Different running radii occur at the drive end and output end in friction-tight operating V-belt drives and these different radii are caused by the system. In this way, curvature changes and stress changes occur in the body of the belt during operation. Different contact conditions occur at the contact location between the support blocks and the load carrier depending upon the running radius. These contact conditions have not been optimized in a targeted manner up to now in belt configurations for transmitting high powers with a continuously adjustable rpm ratio between drive shaft and output shaft. These belts are made of load carriers having elastomer cords and possibly fabric as well as a plurality of support blocks made of one material or a combination of materials with a higher modulus of elasticity than the elastomer used.
The different contact conditions occur because the load carrier, which consists in large parts of elastomer, is practically incompressible and is, because of the support blocks in the direction transverse to the belt, hindered to deflect in this direction. The direction transverse to the belt is in the direction of the transmission shaft axes. Depending upon the adjusted running radius, the arcuate length changes as the length, which is available for the elastomer beneath the cords, and, with reducing radius, more expansion space must be provided in the radial direction for the incompressible elastomer to an increasing extent. The configuration of a radius on the support block and a radius on the load carrier is known. The radius, which is configured on the support block is greater or equal to the radius on the load carrier as disclosed in U.S. Pat. No. 4,734,085. The opposite case is shown in U.S. Pat. No. 5,776,023.
It is an object of the invention to optimize the contact conditions between the load carrier and the blocks. The application of pressure is reduced where sliding movements occur in order to minimize losses and to increase efficiency.
The V-belt of the invention is wound around at least two pulleys each defining a groove and includes: at least one load carrier defining a longitudinal axis and being movable in the direction of the axis; a plurality of blocks having respective slots in which the load carrier is fitted; the load carrier being made of an elastomer and a plurality of tension cords; each of the blocks being disposed transversely to the longitudinal axis and having inclined surfaces adapted to the groove; each of the slots extending from one of the inclined surfaces of the block corresponding thereto toward the center region thereof; each of the blocks and the load carrier being interlocked so as to be immovable relative to each other in the direction of the longitudinal axis while, at the same time, being releasable from each other in a direction transverse to the longitudinal axis; each of the slots having mutually adjacent boundary surfaces between which the load carrier is fitted; the load carrier having respective contact surfaces facing toward corresponding ones of the boundary surfaces; the load carrier having convex and/or concave sections on at least one of the contact surfaces and the slot of each block having convex and/or concave sections on at least one of the boundary surfaces; the sections of the boundary surfaces coming into interlocking engagement with the concave or convex sections of the at least one contact surface; the contact surface and the boundary surface conjointly defining a contact region which is assumed from the stretched state of the V-belt to the state thereof wherein the smallest running radius occurs; and, over the complete extent of the contact region, a continuously changeable curvature or a composite of at least three sections of constant curvature is being realized on one of the contact partners in such a manner that the curvature from the center of the contact region to the outer regions thereof increases.

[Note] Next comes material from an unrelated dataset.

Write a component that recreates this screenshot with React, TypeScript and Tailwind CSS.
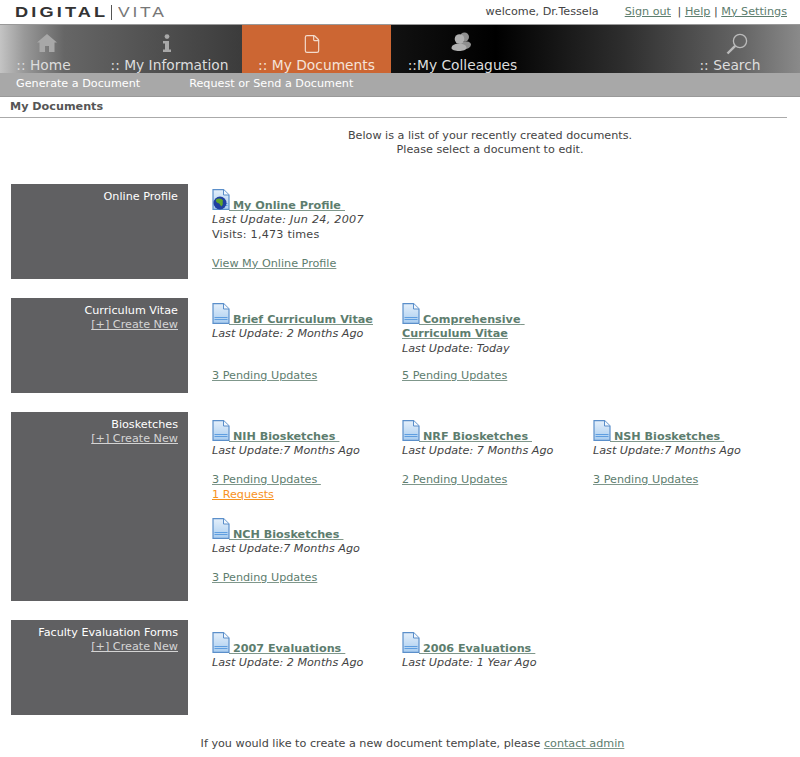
import { File } from 'lucide-react'

// Digital Vita "My Documents" page.

const FONT = "font-['DejaVu_Sans',Verdana,sans-serif]"

function HomeIcon () {
  return (
    <svg viewBox="0 0 20 18" className="ml-[6px] h-[18px] w-[20px] text-[#a8a8a8]" fill="currentColor">
      <path d="M10 0 L20 8.5 L17.5 8.5 L17.5 18 L12 18 L12 12 L8 12 L8 18 L2.5 18 L2.5 8.5 L0 8.5 Z" />
    </svg>
  )
}

function InfoIcon () {
  return (
    <svg viewBox="0 0 10 18" className="mr-[5px] h-[18px] w-[10px] text-[#a8a8a8]" fill="currentColor">
      <circle cx="5" cy="2.6" r="2.4" />
      <path d="M1 7 L7 7 L7 15.5 L9 15.5 L9 18 L1 18 L1 15.5 L3 15.5 L3 9.5 L1 9.5 Z" />
    </svg>
  )
}

function PeopleIcon () {
  return (
    <svg viewBox="0 0 20 20" className="mr-[4px] h-[20px] w-[20px] text-[#b0b0b0]" fill="currentColor">
      <circle cx="13.5" cy="5" r="4.5" fill="#8f8f8f" />
      <path d="M8 12 C9 9 18 8 20 12 C20 16 16 17 14 17 Z" fill="#8f8f8f" />
      <circle cx="8.5" cy="7" r="4.8" />
      <path d="M0.5 16 C0.5 10 15.5 10 15.5 16 C15.5 20 0.5 20 0.5 16 Z" />
    </svg>
  )
}

function SearchIcon () {
  return (
    <svg viewBox="0 0 22 22" className="ml-[14px] h-[22px] w-[22px] text-[#bbb]" fill="none" stroke="currentColor">
      <circle cx="14" cy="8" r="6.6" strokeWidth="1.3" />
      <path d="M9.2 12.8 L1.5 20.5" strokeWidth="2.4" />
    </svg>
  )
}

function DocIcon ({ globe }: { globe?: boolean }) {
  return (
    <svg viewBox="0 0 18 21" className="mr-[-1px] inline h-[21px] w-[18px] align-[-1px]">
      <defs>
        <linearGradient id="docFill" x1="0" y1="0" x2="0" y2="1">
          <stop offset="0" stopColor="#e4effa" />
          <stop offset="1" stopColor="#a9cdf0" />
        </linearGradient>
      </defs>
      <path d="M1 .7 H11.5 L17 6 V20.3 H1 Z" fill="url(#docFill)" stroke="#5b8fca" strokeWidth="1.2" />
      <path d="M11.5 .7 V6 H17" fill="#f3f8fd" stroke="#5b8fca" strokeWidth="1" />
      <path d="M2.5 14.5 H15.5 M2.5 16.5 H15.5" stroke="#5f9ee0" strokeWidth="1" />
      {globe && (
        <g>
          <circle cx="8" cy="14" r="6.5" fill="#1f3fa0" />
          <path d="M4 10.5 C6.5 8.5 10 9.5 11 11.5 C10 13.5 12 15 9.5 17.5 C8 16.5 8 14.5 6 14 C4.5 13.5 3.5 12 4 10.5 Z" fill="#5fa52e" />
        </g>
      )}
    </svg>
  )
}

type Doc = {
  title: string
  update: string
  extra?: string
  links: { text: string; orange?: boolean }[]
  globe?: boolean
  bottom?: boolean // pin links to the row bottom, next to a taller neighbour
}

type Section = {
  name: string
  create: boolean
  height: string
  pad: string
  docs: Doc[]
}

const SECTIONS: Section[] = [
  {
    name: 'Online Profile',
    create: false,
    height: 'min-h-[95px]',
    pad: 'pt-[5px]',
    docs: [
      {
        title: 'My Online Profile ',
        update: 'Last Update: Jun 24, 2007',
        extra: 'Visits: 1,473 times',
        links: [{ text: 'View My Online Profile' }],
        globe: true,
      },
    ],
  },
  {
    name: 'Curriculum Vitae',
    create: true,
    height: 'min-h-[95px]',
    pad: 'pt-[5px]',
    docs: [
      { title: 'Brief Curriculum Vitae', update: 'Last Update: 2 Months Ago', links: [{ text: '3 Pending Updates' }], bottom: true },
      { title: 'Comprehensive Curriculum Vitae', update: 'Last Update: Today', links: [{ text: '5 Pending Updates' }], bottom: true },
    ],
  },
  {
    name: 'Biosketches',
    create: true,
    height: 'min-h-[189px]',
    pad: 'pt-[8px]',
    docs: [
      {
        title: 'NIH Biosketches ',
        update: 'Last Update:7 Months Ago',
        links: [{ text: '3 Pending Updates ' }, { text: '1 Requests', orange: true }],
      },
      { title: 'NRF Biosketches ', update: 'Last Update: 7 Months Ago', links: [{ text: '2 Pending Updates' }] },
      { title: 'NSH Biosketches ', update: 'Last Update:7 Months Ago', links: [{ text: '3 Pending Updates' }] },
      { title: 'NCH Biosketches ', update: 'Last Update:7 Months Ago', links: [{ text: '3 Pending Updates' }] },
    ],
  },
  {
    name: 'Faculty Evaluation Forms',
    create: true,
    height: 'min-h-[95px]',
    pad: 'pt-[12px]',
    docs: [
      { title: '2007 Evaluations ', update: 'Last Update: 2 Months Ago', links: [] },
      { title: '2006 Evaluations ', update: 'Last Update: 1 Year Ago', links: [] },
    ],
  },
]

function DocItem ({ doc }: { doc: Doc }) {
  return (
    <div className="flex h-full flex-col">
      <div className="w-[175px] whitespace-pre-wrap font-bold leading-[14.4px] text-[#5d7d6e] underline decoration-[#7f978b]">
        <DocIcon globe={doc.globe} />
        <a href="#"> {doc.title}</a>
      </div>
      <div className={doc.globe ? 'italic tracking-[0.25px]' : 'italic'}>{doc.update}</div>
      {doc.extra && <div className="tracking-[0.2px]">{doc.extra}</div>}
      {doc.links.length > 0 && (
        <div className={doc.bottom ? 'mt-auto pt-[13px]' : 'pt-[14.4px]'}>
          {doc.links.map(l => (
            <div key={l.text}>
              <a
                href="#"
                className={l.orange ? 'whitespace-pre text-[#f7931e] underline' : 'whitespace-pre text-[#5d7d6e] underline decoration-[#7f978b]'}
              >
                {l.text}
              </a>
            </div>
          ))}
        </div>
      )}
    </div>
  )
}

export default function App () {
  return (
    <div className={`${FONT} h-[757px] w-[800px] overflow-hidden bg-white text-[11.2px] leading-[14.4px] text-[#444]`}>
      {/* top strip */}
      <div className="flex h-[24px] items-center justify-between pl-[15px] pr-[13px]">
        <div className="flex items-center font-['Liberation_Sans',sans-serif] text-[14px]">
          <span className="w-[92px] origin-left scale-x-[1.3] font-bold tracking-[2.4px] text-[#333]">DIGITAL</span>
          <span className="ml-[4px] mr-[6px] h-[15px] w-px bg-[#555]" />
          <span className="origin-left scale-x-[1.25] tracking-[2.2px] text-[#777]">VITA</span>
        </div>
        <div className="flex">
          <span className="mr-[26px]">welcome, Dr.Tessela</span>
          <span>
            <a href="#" className="mr-[3px] text-[#5d7d6e] underline">Sign out</a>
            {' | '}
            <a href="#" className="text-[#5d7d6e] underline">Help</a>
            {' | '}
            <a href="#" className="text-[#5d7d6e] underline">My Settings</a>
          </span>
        </div>
      </div>

      {/* main nav */}
      <nav className="flex h-[49px] border-t border-[#999] bg-[linear-gradient(90deg,#c4c4c4_0%,#999_3%,#666_8%,#3c3c3c_30%,#111_49%,#000_62%,#2e2e2e_78%,#666_93%,#8a8a8a_100%)] text-[13.8px] leading-[16px] text-[#ddd]">
        <div className="flex w-[87px] flex-col items-center pt-[9px]">
          <HomeIcon />
          <span className="mt-[5px] whitespace-pre">:: Home</span>
        </div>
        <div className="flex w-[155px] flex-col items-center pl-[10px] pt-[9px]">
          <InfoIcon />
          <span className="mt-[5px] whitespace-pre">:: My Information</span>
        </div>
        <div className="flex w-[149px] flex-col items-center bg-[#cc6633] pt-[9px] text-[#f5e3d8]">
          <File className="mr-[9px] h-[20px] w-[20px] text-[#f3dccd]" strokeWidth={1.4} />
          <span className="mt-[3px] whitespace-pre">:: My Documents</span>
        </div>
        <div className="flex w-[140px] flex-col items-center pl-[3px] pt-[7px]">
          <PeopleIcon />
          <span className="mt-[5px] whitespace-pre">::My Colleagues</span>
        </div>
        <div className="ml-auto flex w-[140px] flex-col items-center pt-[8px]">
          <SearchIcon />
          <span className="mt-[2px] whitespace-pre">:: Search</span>
        </div>
      </nav>

      {/* sub nav */}
      <div className="flex h-[24px] items-center gap-[49px] border-b border-[#999] bg-[#a8a8a8] pl-[16px] text-white">
        <a href="#">Generate a Document</a>
        <a href="#">Request or Send a Document</a>
      </div>

      <div className="mr-[13px] flex h-[21px] items-center border-b border-[#aaa] pl-[10px] font-bold text-[#555]">
        My Documents
      </div>

      <div className="mb-[27px] ml-[190px] mt-[11px] w-[600px] text-center leading-[14px]">
        Below is a list of your recently created documents.
        <br />
        Please select a document to edit.
      </div>

      <div className="flex flex-col gap-[19px] pl-[11px]">
        {SECTIONS.map(s => (
          <section key={s.name} className={`flex ${s.height}`}>
            <div className="w-[177px] shrink-0 bg-[#606062] pr-[10px] pt-[6px] text-right text-white">
              <div>{s.name}</div>
              {s.create && <a href="#" className="text-[#d4d4d4] underline">[+] Create New</a>}
            </div>
            <div className={`grid grid-cols-[190px_191px_190px] content-start gap-y-[16px] pl-[24px] ${s.pad}`}>
              {s.docs.map(d => <DocItem key={d.title} doc={d} />)}
            </div>
          </section>
        ))}
      </div>

      <div className="mt-[22px] pl-[25px] text-center">
        If you would like to create a new document template, please{' '}
        <a href="#" className="text-[#5d7d6e] underline decoration-[#7f978b]">contact admin</a>
      </div>
    </div>
  )
}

The force transmission between the load carrier and the support block is improved in that, on at least one contact partner, a continuously changing curvature or a composite of at least three sections of constant curvature are realized in such a manner that the curvature increases from the center of the contact region toward the outer regions. The contact region is from the stretched condition of the belt to the condition of smallest running radius.
The contact between the load carrier and the support block includes, in part, a form-tight configuration and, in part, a force-tight configuration. When the running radius becomes less, the above-described displacement action on the incompressible load carrier increases so that the form-tight connection is increased in the outer region with increasing curvature with surface normal peripheral forces. On the other hand, with the displacement effect, an increase of the surface pressure concentrates in the region of the larger radius at the center of the contact region so that, at this location, larger surface tangential thrust forces operate primarily in the peripheral direction with the friction value present between the load carrier and the support block; whereas, the pressing and the radially directed friction forces in the side regions are reduced in favor of the form-tight connection.
Up to now, the largest relative movements between the surfaces have occurred in the outer region in the change from stretched segment to curved segment between the discs. For this reason, the efficiency of the force transfer is improved via a reduction of the friction forces in the regions of greater movement and especially for the transfer ratios with small running radii.
Preferably, at least one load carrier is surrounded by a cover fabric at least one of the contact surfaces to the slot flanks (boundary surfaces of the slot). Such a cover fabric protects generally the base body of the belt against wear in the presence of relative movements and especially in the peripheral regions of the contact zone between load carrier and support block where the problem of slide movements is the greatest.